Mas pior que languidez, roçando o exasperante, é o jeito  angelical trapaceiro. O forçar do sorriso e logo acima um olhar falsamente encantado, porque os lábios simulam o riso mas os olhos revelam a mentira e a falta de humor. Isto é tão falsamente imposto para a fotografia que roça aquele grotesco embaraçoso e descarado.

 

A própria descontração com que certos seres olham em frente para uma câmara, descaindo o corpo, como que cansadas por labutas inenarráveis que apenas a sua própria essência entende, é profundamente revelador do impossível que é aceitar certas imagens.
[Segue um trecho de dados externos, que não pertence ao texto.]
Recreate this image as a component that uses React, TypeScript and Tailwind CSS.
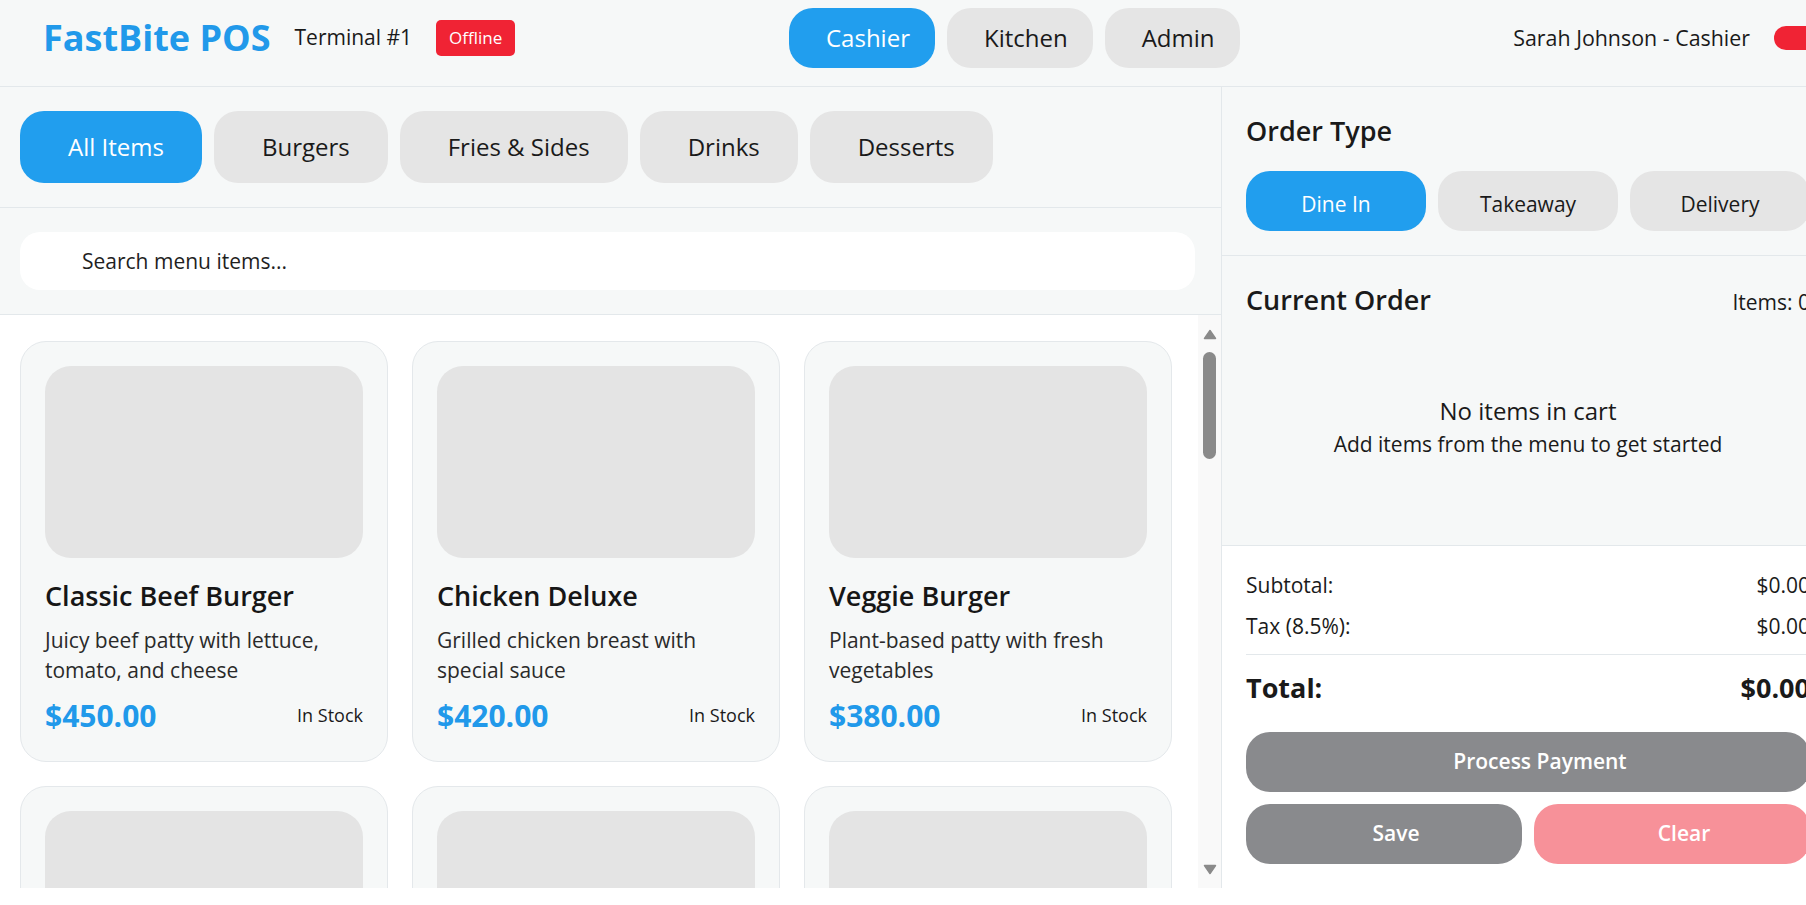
import { type FC } from "react";

type MenuItem = {
  name: string;
  description: string;
  price: number;
};

const menuItems: MenuItem[] = [
  { name: "Classic Beef Burger", description: "Juicy beef patty with lettuce, tomato, and cheese", price: 450 },
  { name: "Chicken Deluxe", description: "Grilled chicken breast with special sauce", price: 420 },
  { name: "Veggie Burger", description: "Plant-based patty with fresh vegetables", price: 380 },
  { name: "Double Cheeseburger", description: "Two beef patties with double cheddar cheese", price: 520 },
  { name: "Spicy Zinger", description: "Crispy chicken fillet with hot chili mayo", price: 440 },
  { name: "Fish Fillet Burger", description: "Golden fish fillet with tartar sauce", price: 400 },
  { name: "Classic Fries", description: "Crispy golden fries with sea salt seasoning", price: 150 },
  { name: "Cheese Fries", description: "Fries topped with melted cheddar sauce", price: 200 },
  { name: "Onion Rings", description: "Battered onion rings with dipping sauce", price: 180 },
  { name: "Chicken Nuggets", description: "Six pieces of crispy chicken nuggets", price: 250 },
  { name: "Coleslaw", description: "Fresh cabbage and carrot in creamy dressing", price: 120 },
  { name: "Mashed Potato", description: "Creamy mashed potato with brown gravy", price: 140 },
  { name: "Cola", description: "Chilled soft drink served with ice cubes", price: 90 },
  { name: "Iced Tea", description: "Freshly brewed tea with lemon and mint", price: 100 },
  { name: "Chocolate Shake", description: "Thick chocolate milkshake with cream", price: 220 },
  { name: "Apple Pie", description: "Warm apple pie with a flaky golden crust", price: 160 },
  { name: "Sundae", description: "Vanilla soft serve with chocolate fudge", price: 170 },
  { name: "Brownie", description: "Rich chocolate brownie with walnut bits", price: 150 },
];

const categories = ["All Items", "Burgers", "Fries & Sides", "Drinks", "Desserts"];
const roles = ["Cashier", "Kitchen", "Admin"];
const orderTypes = ["Dine In", "Takeaway", "Delivery"];

const ItemCard: FC<{ item: MenuItem }> = ({ item }) => {
  return (
    <div className="flex flex-col rounded-[26px] border border-[#e4e8eb] bg-[#f6f8f8] p-6">
      <div className="h-[192px] rounded-[26px] bg-[#e4e4e4]" />
      <h3 className="mt-[18px] text-[27px] font-semibold leading-[1.5] text-[#161616]">{item.name}</h3>
      <p className="mt-2 h-[60px] text-[21px] leading-[30px] text-[#2a2a2a]">{item.description}</p>
      <div className="mt-[9px] flex items-center justify-between">
        <span className="text-[30px] font-bold leading-[43px] text-[#2199ea]">${item.price.toFixed(2)}</span>
        <span className="text-[18px] font-medium text-[#1a1a1a]">In Stock</span>
      </div>
    </div>
  );
};

// drawn to look like the classic scrollbar in the reference
const ScrollTrack: FC = () => {
  return (
    <div className="flex w-[23px] shrink-0 flex-col items-center bg-[#f9f9f9] pb-[13px] pt-[14px]">
      <svg width="14" height="11" viewBox="0 0 14 11">
        <path d="M7 1.5 L12.5 9.5 H1.5 Z" fill="#8a8a8a" stroke="#8a8a8a" strokeWidth="1.5" strokeLinejoin="round" />
      </svg>
      <div className="mt-3 h-[107px] w-[13px] rounded-full bg-[#8a8a8a]" />
      <div className="flex-1" />
      <svg width="14" height="11" viewBox="0 0 14 11">
        <path d="M7 9.5 L12.5 1.5 H1.5 Z" fill="#8a8a8a" stroke="#8a8a8a" strokeWidth="1.5" strokeLinejoin="round" />
      </svg>
    </div>
  );
};

export default function App() {
  return (
    <div className="h-screen w-screen overflow-hidden bg-white font-['Open_Sans',sans-serif] text-[#1a1a1a]">
      <div className="flex h-[888px] w-[1834px] flex-col">
        <header className="flex h-[87px] shrink-0 items-center justify-between border-b border-[#e3e8eb] bg-[#f6f8f8] pb-[18px] pl-[43px] pt-2">
          <div className="flex items-center gap-6">
            <h1 className="text-[36px] font-bold leading-none text-[#2199ea]">FastBite POS</h1>
            <span className="text-[21px]">Terminal #1</span>
            <span className="flex h-9 items-center rounded-[5px] bg-[#f02334] px-[13px] text-[17px] text-white">
              Offline
            </span>
          </div>
          <nav className="flex gap-3">
            {roles.map((role, i) => (
              <button
                key={role}
                className={
                  i === 0
                    ? "h-[60px] rounded-3xl bg-[#219eee] pl-[37px] pr-[25px] text-[24px] text-white"
                    : "h-[60px] rounded-3xl bg-[#e5e5e5] pl-[37px] pr-[25px] text-[24px] text-[#1a1a1a]"
                }
              >
                {role}
              </button>
            ))}
          </nav>
          <div className="flex items-center gap-6">
            <span className="text-[21.4px]">Sarah Johnson - Cashier</span>
            <span className="h-6 w-[60px] rounded-full bg-[#f02334]" />
          </div>
        </header>

        <main className="flex min-h-0 flex-1">
          <section className="flex w-[1221px] flex-col">
            <div className="flex gap-3 border-b border-[#e3e8eb] bg-[#f6f8f8] px-5 py-6">
              {categories.map((cat, i) => (
                <button
                  key={cat}
                  className={
                    i === 0
                      ? "h-[72px] rounded-3xl bg-[#219eee] pl-12 pr-[38px] text-[24px] text-white"
                      : "h-[72px] rounded-3xl bg-[#e5e5e5] pl-12 pr-[38px] text-[24px] text-[#1a1a1a]"
                  }
                >
                  {cat}
                </button>
              ))}
            </div>
            <div className="border-b border-[#e3e8eb] bg-[#f6f8f8] py-6 pl-5 pr-[26px]">
              <input
                type="text"
                placeholder="Search menu items..."
                className="h-[58px] w-full rounded-[20px] bg-white pl-[62px] text-[21px] outline-none placeholder:text-[#1f1f1f]"
              />
            </div>
            <div className="flex min-h-0 flex-1">
              <div className="min-h-0 flex-1 overflow-y-auto bg-white pb-6 pl-5 pt-[26px] [scrollbar-width:none]">
                <div className="grid grid-cols-[repeat(3,368px)] gap-6">
                  {menuItems.map((item) => (
                    <ItemCard key={item.name} item={item} />
                  ))}
                </div>
              </div>
              <ScrollTrack />
            </div>
          </section>

          <aside className="flex w-[613px] flex-col border-l border-[#e3e8eb]">
            <div className="border-b border-[#e3e8eb] bg-[#f6f8f8] p-6">
              <h2 className="mb-[19px] text-[27px] font-semibold leading-[1.5]">Order Type</h2>
              <div className="flex gap-3">
                {orderTypes.map((type, i) => (
                  <button
                    key={type}
                    className={
                      i === 0
                        ? "h-[60px] flex-1 rounded-3xl bg-[#219eee] pt-2 text-[21px] text-white"
                        : "h-[60px] flex-1 rounded-3xl bg-[#e5e5e5] pt-2 text-[21px] text-[#1a1a1a]"
                    }
                  >
                    {type}
                  </button>
                ))}
              </div>
            </div>

            <div className="flex-1 border-b border-[#e3e8eb] bg-[#f6f8f8] px-6 pt-6">
              <div className="flex items-baseline justify-between">
                <h2 className="text-[27px] font-semibold leading-[1.5]">Current Order</h2>
                <span className="text-[21px]">Items: 0</span>
              </div>
              <div className="pt-[73px] text-center">
                <p className="text-[24px] leading-[1.5]">No items in cart</p>
                <p className="text-[21px] leading-[1.5]">Add items from the menu to get started</p>
              </div>
            </div>

            <div className="bg-white p-6">
              <div className="flex justify-between text-[21px]">
                <span>Subtotal:</span>
                <span>$0.00</span>
              </div>
              <div className="mt-[10px] flex justify-between text-[21px]">
                <span>Tax (8.5%):</span>
                <span>$0.00</span>
              </div>
              <div className="mt-[11px] flex justify-between border-t border-[#e3e8eb] pt-[13px] text-[27px] font-bold leading-[1.5]">
                <span>Total:</span>
                <span>$0.00</span>
              </div>
              <button className="mt-6 h-[60px] w-full rounded-3xl bg-[#898a8d] pl-6 text-[21px] font-semibold text-white">
                Process Payment
              </button>
              <div className="mt-3 grid grid-cols-2 gap-3">
                <button className="h-[60px] rounded-3xl bg-[#898a8d] pl-6 text-[21px] font-semibold text-white">
                  Save
                </button>
                <button className="h-[60px] rounded-3xl bg-[#f79199] pl-6 text-[21px] font-semibold text-white">
                  Clear
                </button>
              </div>
            </div>
          </aside>
        </main>
      </div>
    </div>
  );
}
Por muito campestre e gracioso que se pretenda, é apenas revelador de que outra postura não é conhecida. Apenas a de encantamento. Repetida. Sempre repetida.

 

Mas o que realmente concentra a minha atenção, quando tal sucede, são as mãos. As mãos dizem-me muito sobre outra criatura que respira. E quando parecem clamar por preces, rodeadas por um corpo vestido com trejeitos de um conservadorismo irritante, ainda mais. As mãos juntas, enroscadas uma na outra, perante um sorriso artificial simulam uma criatura distorcidamente angelical, mais parecendo vitima de uma pulsátil dose de opiáceos. São os simulacros de falso humor. As falsas poses de harmonia interior que se revelam inúteis aos olhos de quem atenta nestes pormenores. Até porque a verdadeira paz interior, que inúmeras criaturas iguais, pretendem espalhar não existe. É apenas mais uma queda livre.

 

Intriga-me claro. Que se exiba tamanha incapacidade de olhar o mais do que óbvio. Não engana. Não desafia e muito menos cativa. E então quando essa imagem corresponde ao meu pensamento, isso é ainda mais triste.